It was early on a Sunday morning in November 2014. The winds were calm and just a few wispy clouds were painted across a clear blue sky—a perfect day for flying. I was at Falcon Field in Mesa, Arizona, attending an aviation photography workshop taught by the widely published wildlife and aviation photographer Moose Peterson. Today I was checking off two longtime dreams: to fly in a World War II warbird, and to practice air-to-air photography.

With their shiny fuselages, colorful insignias, and personalized nose art, vintage airplanes are wonderful photographic subjects. I’d been shooting historic warbirds on the ground for years, but to get the dramatic in-flight images I dreamed of, I would shoot from the open cockpit of a Texan cruising at 160 mph. My target? Another Texan flying in close formation with my own.

While not as fast or famous as World War II fighters like North American’s P-51 Mustang, the AT-6 Texan made wartime contributions that were essential to victory. Several hundred thousand pilots from the U.S. Army and Navy—and from more than 30 military air services in other countries—learned to fly in Texans. This included 2,400 British pilots who trained in the airplane (called Harvards by the Brits) right here at Falcon Field. Today, the big trainers were being flown by their owners, Brian Churchill and his brother Dale.

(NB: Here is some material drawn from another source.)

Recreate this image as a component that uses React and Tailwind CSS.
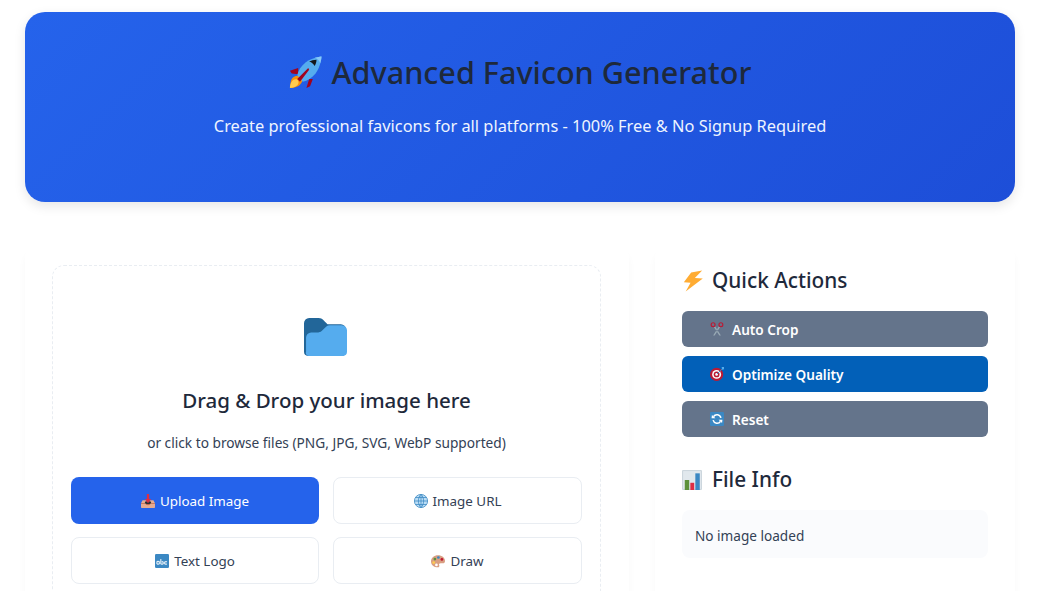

They run the Arizona-based educational nonprofit Wings of Flight Foundation, and they sometimes fly B-25s too.

With a swarm of butterflies in my stomach, I scrambled up onto the wing and then into the rear cockpit of a Texan built in 1942. Its most recent military service had been with the South African Air Force in the mid-1990s, and the SAAF insignias and bright orange paint scheme remained.

Dressed in a tan canvas aviator’s helmet and a headset that looked like I’d swiped it from the set of the 1951 John Wayne movie Flying Leathernecks, I buckled myself in and used a wide black strap of military-grade webbing to secure my camera so it couldn’t slip out of my hands. Anything leaving the cockpit could potentially bring down one of the aircraft, I’d been warned.

Nearby, Dale sat at the controls of the Texan that would be my subject that day, a ghost from Falcon Field’s past. The airplane’s exquisite aluminum fuselage had the same livery as the Texans that British pilots had flown from the field during the war: dark red cowling, alternating horizontal red and white stripes across the rudder, and red, white, and blue stars on each wing—a stunning model for the day’s shoot.

After engine startup and preflight checks were completed, we taxied to the end of runway 4R. Dale positioned his Texan just behind and to the left of ours. The pilots pushed their throttles forward, and the deep growl of two 600-horsepower Pratt & Whitney R-1340 radial engines reverberated across the desert floor. My butterflies vanished as we shot down the runway.

When the Texans hit takeoff speed they leapt from the tarmac like the high-jumping African antelope painted on the side of our aircraft, the emblem of the South African Air Force. The aircraft climbed rapidly in formation, their wingtips separated by less than the width of a lane of freeway. I began to shoot as fast as my Nikon’s shutter would fire.

I let the nose of my long lens inch outside of the cockpit, and immediately felt the oncoming air violently grab hold of it. Lesson learned: If I allowed my lens to poke too far into the airstream, I could break it—and maybe my hand too.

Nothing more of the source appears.